Orlando Goes to the Moon
For those who haven't previously had the opportunity to read any 'Orlando – The Marmalade Cat' stories (like me before embarking on writing this article), it shouldn't dissuade you from starting with any title in this series.
In 'Orlando Goes to the Moon', the beginning of the book gives you all the introduction you need to become acquainted with the characters involved. It tells us that Orlando is 'striped and the colour of marmalade, with eyes of a beautiful gooseberry green'. It also introduces 'his dear wife Grace' who is a 'tabby with a little stub nose like a tiny ripe apricot'. They have 'three kittens – tortoiseshell Pansy, Snow-white Blanche and little coal-black Tinkle'.
Being a rainy summer (and cats hate getting wet, don't you know?), Pansy suggests 'Why don't we go to the Moon?' as 'it never rains there and there aren't any people at all'.
After agreeing to the idea, Orlando orders supplies of a Moon Rocket and Space-suits from Mr. Cattermole, who tells them that they must also 'take a present for the Man in the Moon'.
The usual 'list of things to take' is acquired: 'gloworms', 'hot haddock milk, butterfly net' and of course, 'Grace's sofa', because who would go to the Moon without that!
When the Moon Rocket (named Saucy Catsule – I love the play on words the author uses) and the Space-suits have been inspected and packed, and after some fun and games with the 'Up' and 'Down' buttons, soon they are hurtling their way to the Moon.
One part I found particularly amusing during the trip to the Moon is when all the haddock milk is lost – but Orlando sees 'flying saucers' outside the window and goes to investigate because as every cat knows 'Saucers mean milk!'.

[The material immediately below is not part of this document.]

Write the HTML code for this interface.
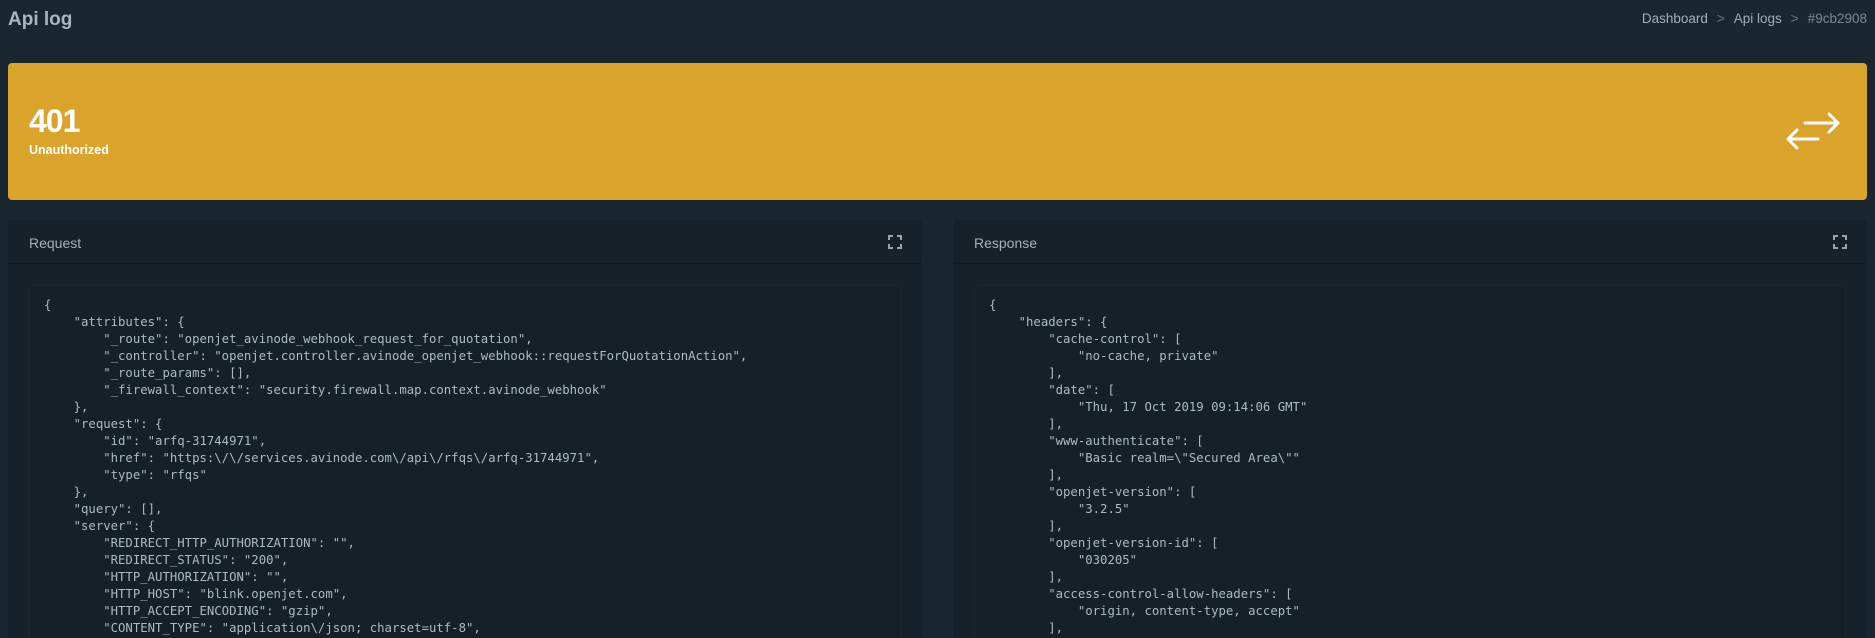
<!DOCTYPE html>
<html><head><meta charset="utf-8"><style>
*{margin:0;padding:0;box-sizing:border-box}
html{width:1875px;height:638px;overflow:hidden}
body{width:1875px;height:638px;overflow:hidden;background:#1a2630;font-family:"Liberation Sans",sans-serif;position:relative}
.title{position:absolute;left:8px;top:9px;font-size:19px;font-weight:bold;color:#aab6be}
.bc{position:absolute;right:8px;top:11px;font-size:13.5px;color:#a3aeb6}
.bc .s{color:#6b7781;margin:0 9px}
.bc .l{color:#7d8992}
.banner{position:absolute;left:8px;top:63px;width:1859px;height:137px;background:#daa32c;border-radius:4px}
.code401{position:absolute;left:21px;top:40px;font-size:32px;font-weight:bold;color:#fff;letter-spacing:-1px}
.unauth{position:absolute;left:21px;top:80px;font-size:12.5px;font-weight:bold;color:#fff}
.card{position:absolute;top:220px;width:914px;height:418px;background:#16212a;border-radius:4px 4px 0 0;overflow:hidden}
.hd{height:44px;border-bottom:1px solid #121b22;position:relative}
.hd span{position:absolute;left:21px;top:15px;font-size:14px;color:#a6b0b7}
.exp{position:absolute;right:20px;top:15px}
.box{position:absolute;left:21px;top:65px;width:872px;height:400px;border:1px solid #1b2630;border-radius:4px;background:#152029;overflow:hidden}
pre{position:absolute;left:14px;top:11px;font-family:"DejaVu Sans Mono",monospace;font-size:12.3px;line-height:17px;color:#aebac2}
</style></head><body>
<div class="title">Api log</div>
<div class="bc">Dashboard<span class="s">&gt;</span>Api logs<span class="s">&gt;</span><span class="l">#9cb2908</span></div>
<div class="banner"><div class="code401">401</div><div class="unauth">Unauthorized</div>
<svg style="position:absolute;left:1777px;top:35px" width="60" height="60" viewBox="1785 98 60 60" fill="none" stroke="#fff" stroke-width="3" stroke-linecap="round" stroke-linejoin="round"><path d="M1805 123H1838M1829 114L1838 123L1829 132M1818 139H1788M1797 130L1788 139L1797 148"/></svg></div>
<div class="card" style="left:8px"><div class="hd"><span>Request</span><svg class="exp" width="14" height="14" viewBox="0 0 14 14" fill="none" stroke="#9aa5ad" stroke-width="2"><path d="M1 5V1H5M9 1H13V5M13 9V13H9M5 13H1V9"/></svg></div>
<div class="box"><pre>{
    "attributes": {
        "_route": "openjet_avinode_webhook_request_for_quotation",
        "_controller": "openjet.controller.avinode_openjet_webhook::requestForQuotationAction",
        "_route_params": [],
        "_firewall_context": "security.firewall.map.context.avinode_webhook"
    },
    "request": {
        "id": "arfq-31744971",
        "href": "https:\/\/services.avinode.com\/api\/rfqs\/arfq-31744971",
        "type": "rfqs"
    },
    "query": [],
    "server": {
        "REDIRECT_HTTP_AUTHORIZATION": "",
        "REDIRECT_STATUS": "200",
        "HTTP_AUTHORIZATION": "",
        "HTTP_HOST": "blink.openjet.com",
        "HTTP_ACCEPT_ENCODING": "gzip",
        "CONTENT_TYPE": "application\/json; charset=utf-8",
        "CONTENT_LENGTH": "146",</pre></div></div>
<div class="card" style="left:953px"><div class="hd"><span>Response</span><svg class="exp" width="14" height="14" viewBox="0 0 14 14" fill="none" stroke="#9aa5ad" stroke-width="2"><path d="M1 5V1H5M9 1H13V5M13 9V13H9M5 13H1V9"/></svg></div>
<div class="box"><pre>{
    "headers": {
        "cache-control": [
            "no-cache, private"
        ],
        "date": [
            "Thu, 17 Oct 2019 09:14:06 GMT"
        ],
        "www-authenticate": [
            "Basic realm=\"Secured Area\""
        ],
        "openjet-version": [
            "3.2.5"
        ],
        "openjet-version-id": [
            "030205"
        ],
        "access-control-allow-headers": [
            "origin, content-type, accept"
        ],
        "access-control-allow-origin": [</pre></div></div>
</body></html>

Eventually, the Catsule lands on the Moon but is broken in half – oh dear, how will they get home? However, there appears to be little worry about this, as they meet the Man in the Moon, who invites them for a meal, which of course the family accept.
Throughout the next part of the story, many references and quotes from the famous nursery rhyme 'Hey Diddle Diddle' are used – such as when the Man in the Moon is getting the food ready for their meal – but 'the dish ran away with the spoon'.
Another highlight of the story is of how the man came to be in the Moon, with his dog, dish, spoon and never ending firewood on his back. All those in attendance are enthralled by his story.
Then there is the arrival of the 'Summer Visitors' – the Moon, it seems is a very popular place to go! Deciding it is time to go back to 'Master', the family has to enlist the help of 'Dinah' to try to get home – because, what do you do when your Moon Rocket is broken?? You'll have to read the story to find out!!
'Orlando Goes to the Moon' (published in 1968), is the penultimate title in the series of 19 books written and illustrated by Kathleen Hale. The first story in the series (Orlando the marmalade cat: A Camping Holiday) was published in 1938, with the final title 'Orlando and the Water Cats' being published in 1972.
The Orlando books, having being published over a long period of time, by different publishers, come in different formats. Most familiar to me, from cataloguing at Stella & Roses Books, are the very large format volumes published by Country Life, with beautiful colour pictorial boards, that were originally issued with colour dustwrappers. However, there are also the oblong cardwrap titles and the smaller hardback formats, with colourful covers – like 'Orlando Goes to the Moon' – published without dustwrappers.
Each title displays the beautiful colour lithographed works of Kathleen Hale (many of which she lithographed herself) – along with black and white illustrations that really tell the story how the author/illustrator envisioned them.
Although part of a series of charming stories for children, this book 'Orlando Goes to the Moon', with it's simple text, but amusing 'cat' language and puns, can be enjoyed by adults alike, and is especially recommended for cat lovers everywhere!